Much has been written about the success or otherwise of funding streams in shaping innovation to be more responsive to societal needs.  Heated debates about 'picking winners' in research and innovation funding, the lack of patient capital and nature of socially responsible investment among many other issues are ongoing.
There is by no means a simple cause and effect equation possible, but increasingly it is being recognised by many that innovation is already skewed by the way funding pathways are chosen, the criteria for success and the questions asked and not asked in relation to funding and that the current mode has not been as successful as desired and many believe that a radical new approach is needed.
The UK Research Councils and European Commission funding streams which provide the lion's share of cash for University research have been giving considerable thought to how the process of funding can become more responsive to societal needs and some examples of that thinking are featured below.

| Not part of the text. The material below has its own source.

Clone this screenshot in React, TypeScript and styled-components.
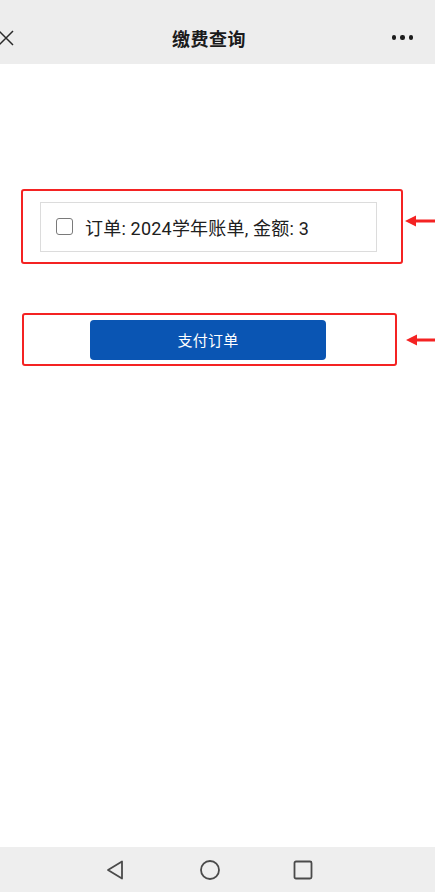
import * as React from 'react'
import styled, { createGlobalStyle } from 'styled-components'

const GlobalStyle = createGlobalStyle`
    html, body {
        margin: 0;
        padding: 0;
        background: #ffffff;
    }
    body {
        font-family: Roboto, 'Noto Sans CJK SC', sans-serif;
        color: #222222;
    }
    * {
        box-sizing: border-box;
    }
`

const Page = styled.div`
    width: 435px;
    height: 892px;
    display: flex;
    flex-direction: column;
    overflow: hidden;
`

const TopBar = styled.div`
    height: 64px;
    flex-shrink: 0;
    background-color: #ededed;
    display: flex;
    align-items: center;
    padding-top: 11px;
    padding-right: 22px;
`

const CloseIcon = styled.svg`
    width: 16px;
    height: 16px;
    margin-left: -2px;
    flex-shrink: 0;
`

const Title = styled.div`
    flex: 1;
    text-align: center;
    padding-left: 12px;
    font-family: 'Noto Sans CJK SC', sans-serif;
    font-size: 18px;
    font-weight: 600;
    color: #1b1b1b;
    letter-spacing: 0.5px;
`

const Dots = styled.div`
    display: flex;
    gap: 4px;
    width: 21px;
`

const Dot = styled.span`
    width: 4.5px;
    height: 4.5px;
    border-radius: 50%;
    background-color: #1c1c1c;
`

const Content = styled.div`
    flex: 1;
    display: flex;
    flex-direction: column;
    padding-top: 125px;
    padding-left: 21px;
`

const Highlight = styled.div<{ $width: number; $height: number; $offset?: number }>`
    position: relative;
    width: ${(p) => p.$width}px;
    height: ${(p) => p.$height}px;
    margin-left: ${(p) => p.$offset || 0}px;
    border: 2px solid #f42323;
    border-radius: 3px;
`

const Arrow = styled.svg<{ $top: number; $gap: number }>`
    position: absolute;
    top: ${(p) => p.$top}px;
    left: calc(100% + ${(p) => p.$gap}px);
    width: 30px;
    height: 12px;
`

const OrderCard = styled(Highlight)`
    padding: 11px 0 0 17px;
`

const OrderRow = styled.label`
    width: 337px;
    height: 50px;
    border: 1px solid #dcdcdc;
    display: flex;
    align-items: center;
    padding-left: 15px;
    gap: 12px;
    font-family: Roboto, 'Noto Sans CJK SC', sans-serif;
    font-size: 18px;
    letter-spacing: 0.2px;
    color: #202020;
`

const Check = styled.span`
    width: 17px;
    height: 17px;
    border: 1.5px solid #7a7a7a;
    border-radius: 3px;
    background: #fff;
    flex-shrink: 0;
    margin-top: -1px;
`

const PayWrap = styled(Highlight)`
    margin-top: 49px;
    display: flex;
    align-items: center;
    padding-left: 66px;
`

const PayButton = styled.button`
    width: 236px;
    height: 40px;
    border: none;
    border-radius: 4px;
    background-color: #0a55b3;
    color: #ffffff;
    font-family: 'Noto Sans CJK SC', sans-serif;
    font-size: 15px;
    letter-spacing: 0.3px;
    cursor: pointer;
`

const NavBar = styled.div`
    height: 45px;
    flex-shrink: 0;
    background-color: #eeeeee;
    display: flex;
    align-items: center;
    padding-left: 106px;
    gap: 73.5px;
`

const NavIcon = styled.svg`
    width: 20px;
    height: 20px;
`

const RedArrow = ({ top, gap }: { top: number; gap: number }) => (
    <Arrow $top={top} $gap={gap} viewBox="0 0 30 12">
        <path d="M9 4.5 H30 V7.5 H9 Z" fill="#f42323" />
        <path d="M0 6 L11 0.5 L11 11.5 Z" fill="#f42323" />
    </Arrow>
)

const App: React.FC = () => (
    <Page>
        <GlobalStyle />
        <TopBar>
            <CloseIcon viewBox="0 0 16 16">
                <path
                    d="M1 1 L15 15 M15 1 L1 15"
                    stroke="#2a2a2a"
                    strokeWidth="1.5"
                    fill="none"
                />
            </CloseIcon>
            <Title>缴费查询</Title>
            <Dots>
                <Dot />
                <Dot />
                <Dot />
            </Dots>
        </TopBar>

        <Content>
            <OrderCard $width={382} $height={75}>
                <OrderRow>
                    <Check />
                    <span>订单: 2024学年账单, 金额: 3</span>
                </OrderRow>
                <RedArrow top={24} gap={4} />
            </OrderCard>

            <PayWrap $width={375} $height={53} $offset={1}>
                <PayButton>支付订单</PayButton>
                <RedArrow top={19} gap={11} />
            </PayWrap>
        </Content>

        <NavBar>
            <NavIcon viewBox="0 0 20 20">
                <path
                    d="M16 1.5 L16 18.5 L2 10 Z"
                    stroke="#4a4a4a"
                    strokeWidth="1.8"
                    strokeLinejoin="round"
                    fill="none"
                />
            </NavIcon>
            <NavIcon viewBox="0 0 20 20">
                <circle cx="10" cy="10" r="9" stroke="#4a4a4a" strokeWidth="1.8" fill="none" />
            </NavIcon>
            <NavIcon viewBox="0 0 20 20">
                <rect
                    x="1.5"
                    y="1.5"
                    width="17"
                    height="17"
                    rx="1.5"
                    stroke="#4a4a4a"
                    strokeWidth="1.8"
                    fill="none"
                />
            </NavIcon>
        </NavBar>
    </Page>
)

export default App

Ideas for a changing role for institutional investors and venture capitalists are less advanced. Our past research with investors showed a significant interest in 'doing the right thing' but what that might look like in terms of high tech innovation is still up for debate.  Certainly both parties felt they would be more responsive if only the other was more forthcoming.  
Companies were saying "they have never once asked us for any information other than returns, we would happily give it to them"; while investors felt 'I think they are scared to talk about innovation in some areas because they are worried we will react badly, but it could provide the key to some future values for the company, so we really want to know how these technologies can help them."
Responsible Innovation proposes that funders ask more probing questions and broaden the criteria for funding.  It also asks that that organisations seeking funds are more open about wider benefits and potential risks, and provide good evidence to their funders that they have considered these issues in advance.
"They probably have it under control", explained an investor to us, "but we don't know what they are doing, so can't factor either confidence or risk into our analysis.  This needs to change for the good of both parties."